start Dataset content
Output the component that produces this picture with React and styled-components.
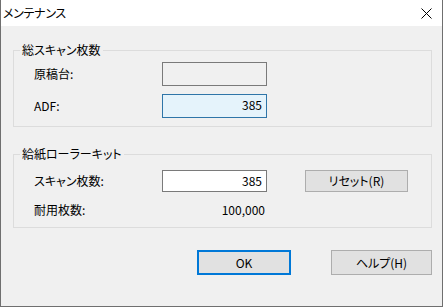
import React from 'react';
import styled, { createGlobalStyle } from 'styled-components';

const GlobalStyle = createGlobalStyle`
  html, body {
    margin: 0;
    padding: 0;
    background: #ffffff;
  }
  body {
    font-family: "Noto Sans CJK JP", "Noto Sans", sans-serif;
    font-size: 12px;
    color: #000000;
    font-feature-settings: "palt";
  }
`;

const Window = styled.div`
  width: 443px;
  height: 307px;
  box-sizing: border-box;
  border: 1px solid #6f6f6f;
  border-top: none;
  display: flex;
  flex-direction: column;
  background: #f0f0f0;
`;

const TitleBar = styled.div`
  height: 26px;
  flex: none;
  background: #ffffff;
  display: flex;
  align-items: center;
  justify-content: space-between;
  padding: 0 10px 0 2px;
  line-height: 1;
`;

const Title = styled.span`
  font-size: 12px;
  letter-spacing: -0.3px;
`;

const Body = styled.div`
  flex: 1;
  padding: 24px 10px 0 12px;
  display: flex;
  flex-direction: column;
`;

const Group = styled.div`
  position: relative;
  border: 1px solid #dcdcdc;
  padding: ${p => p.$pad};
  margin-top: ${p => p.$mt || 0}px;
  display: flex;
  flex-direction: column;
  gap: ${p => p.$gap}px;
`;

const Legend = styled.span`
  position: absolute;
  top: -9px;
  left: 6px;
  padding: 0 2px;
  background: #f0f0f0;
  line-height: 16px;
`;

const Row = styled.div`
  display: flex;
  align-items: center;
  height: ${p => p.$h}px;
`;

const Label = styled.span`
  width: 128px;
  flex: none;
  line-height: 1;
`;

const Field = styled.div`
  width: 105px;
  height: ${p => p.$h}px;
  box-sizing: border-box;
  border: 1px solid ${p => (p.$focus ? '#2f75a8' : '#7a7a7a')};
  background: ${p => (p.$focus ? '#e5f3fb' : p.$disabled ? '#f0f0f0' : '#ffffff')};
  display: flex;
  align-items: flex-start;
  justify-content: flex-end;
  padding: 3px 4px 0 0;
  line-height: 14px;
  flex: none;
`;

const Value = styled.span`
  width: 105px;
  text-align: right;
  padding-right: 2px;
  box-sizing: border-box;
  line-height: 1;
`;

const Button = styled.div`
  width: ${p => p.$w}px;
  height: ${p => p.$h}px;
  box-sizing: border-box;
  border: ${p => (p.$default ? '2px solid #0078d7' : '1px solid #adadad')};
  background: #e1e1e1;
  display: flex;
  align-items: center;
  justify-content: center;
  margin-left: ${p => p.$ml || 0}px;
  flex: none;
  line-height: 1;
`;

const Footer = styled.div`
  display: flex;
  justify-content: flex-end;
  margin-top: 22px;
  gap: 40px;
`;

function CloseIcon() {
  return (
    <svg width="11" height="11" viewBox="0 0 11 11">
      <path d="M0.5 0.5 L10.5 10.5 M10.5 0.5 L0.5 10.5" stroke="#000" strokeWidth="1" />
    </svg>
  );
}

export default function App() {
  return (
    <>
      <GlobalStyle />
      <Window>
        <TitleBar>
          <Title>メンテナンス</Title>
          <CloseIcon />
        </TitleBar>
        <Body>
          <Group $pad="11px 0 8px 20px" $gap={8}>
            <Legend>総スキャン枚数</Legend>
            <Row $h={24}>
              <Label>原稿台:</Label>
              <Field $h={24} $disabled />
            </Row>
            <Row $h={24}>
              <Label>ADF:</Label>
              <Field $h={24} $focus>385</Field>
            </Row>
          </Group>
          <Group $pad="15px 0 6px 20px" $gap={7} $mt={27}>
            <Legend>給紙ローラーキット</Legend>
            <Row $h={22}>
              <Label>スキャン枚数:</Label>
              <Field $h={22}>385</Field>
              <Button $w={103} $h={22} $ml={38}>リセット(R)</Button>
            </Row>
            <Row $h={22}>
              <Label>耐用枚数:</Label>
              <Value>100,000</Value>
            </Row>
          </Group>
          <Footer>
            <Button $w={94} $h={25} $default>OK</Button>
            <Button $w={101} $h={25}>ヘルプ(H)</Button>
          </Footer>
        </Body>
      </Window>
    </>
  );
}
end Dataset content
*Objective:* Repeat the lines above exactly, and keep every picture out.

*Written solution:*
Output the component that produces this picture with React and styled-components.
import React from 'react';
import styled, { createGlobalStyle } from 'styled-components';

const GlobalStyle = createGlobalStyle`
  html, body {
    margin: 0;
    padding: 0;
    background: #ffffff;
  }
  body {
    font-family: "Noto Sans CJK JP", "Noto Sans", sans-serif;
    font-size: 12px;
    color: #000000;
    font-feature-settings: "palt";
  }
`;

const Window = styled.div`
  width: 443px;
  height: 307px;
  box-sizing: border-box;
  border: 1px solid #6f6f6f;
  border-top: none;
  display: flex;
  flex-direction: column;
  background: #f0f0f0;
`;

const TitleBar = styled.div`
  height: 26px;
  flex: none;
  background: #ffffff;
  display: flex;
  align-items: center;
  justify-content: space-between;
  padding: 0 10px 0 2px;
  line-height: 1;
`;

const Title = styled.span`
  font-size: 12px;
  letter-spacing: -0.3px;
`;

const Body = styled.div`
  flex: 1;
  padding: 24px 10px 0 12px;
  display: flex;
  flex-direction: column;
`;

const Group = styled.div`
  position: relative;
  border: 1px solid #dcdcdc;
  padding: ${p => p.$pad};
  margin-top: ${p => p.$mt || 0}px;
  display: flex;
  flex-direction: column;
  gap: ${p => p.$gap}px;
`;

const Legend = styled.span`
  position: absolute;
  top: -9px;
  left: 6px;
  padding: 0 2px;
  background: #f0f0f0;
  line-height: 16px;
`;

const Row = styled.div`
  display: flex;
  align-items: center;
  height: ${p => p.$h}px;
`;

const Label = styled.span`
  width: 128px;
  flex: none;
  line-height: 1;
`;

const Field = styled.div`
  width: 105px;
  height: ${p => p.$h}px;
  box-sizing: border-box;
  border: 1px solid ${p => (p.$focus ? '#2f75a8' : '#7a7a7a')};
  background: ${p => (p.$focus ? '#e5f3fb' : p.$disabled ? '#f0f0f0' : '#ffffff')};
  display: flex;
  align-items: flex-start;
  justify-content: flex-end;
  padding: 3px 4px 0 0;
  line-height: 14px;
  flex: none;
`;

const Value = styled.span`
  width: 105px;
  text-align: right;
  padding-right: 2px;
  box-sizing: border-box;
  line-height: 1;
`;

const Button = styled.div`
  width: ${p => p.$w}px;
  height: ${p => p.$h}px;
  box-sizing: border-box;
  border: ${p => (p.$default ? '2px solid #0078d7' : '1px solid #adadad')};
  background: #e1e1e1;
  display: flex;
  align-items: center;
  justify-content: center;
  margin-left: ${p => p.$ml || 0}px;
  flex: none;
  line-height: 1;
`;

const Footer = styled.div`
  display: flex;
  justify-content: flex-end;
  margin-top: 22px;
  gap: 40px;
`;

function CloseIcon() {
  return (
    <svg width="11" height="11" viewBox="0 0 11 11">
      <path d="M0.5 0.5 L10.5 10.5 M10.5 0.5 L0.5 10.5" stroke="#000" strokeWidth="1" />
    </svg>
  );
}

export default function App() {
  return (
    <>
      <GlobalStyle />
      <Window>
        <TitleBar>
          <Title>メンテナンス</Title>
          <CloseIcon />
        </TitleBar>
        <Body>
          <Group $pad="11px 0 8px 20px" $gap={8}>
            <Legend>総スキャン枚数</Legend>
            <Row $h={24}>
              <Label>原稿台:</Label>
              <Field $h={24} $disabled />
            </Row>
            <Row $h={24}>
              <Label>ADF:</Label>
              <Field $h={24} $focus>385</Field>
            </Row>
          </Group>
          <Group $pad="15px 0 6px 20px" $gap={7} $mt={27}>
            <Legend>給紙ローラーキット</Legend>
            <Row $h={22}>
              <Label>スキャン枚数:</Label>
              <Field $h={22}>385</Field>
              <Button $w={103} $h={22} $ml={38}>リセット(R)</Button>
            </Row>
            <Row $h={22}>
              <Label>耐用枚数:</Label>
              <Value>100,000</Value>
            </Row>
          </Group>
          <Footer>
            <Button $w={94} $h={25} $default>OK</Button>
            <Button $w={101} $h={25}>ヘルプ(H)</Button>
          </Footer>
        </Body>
      </Window>
    </>
  );
}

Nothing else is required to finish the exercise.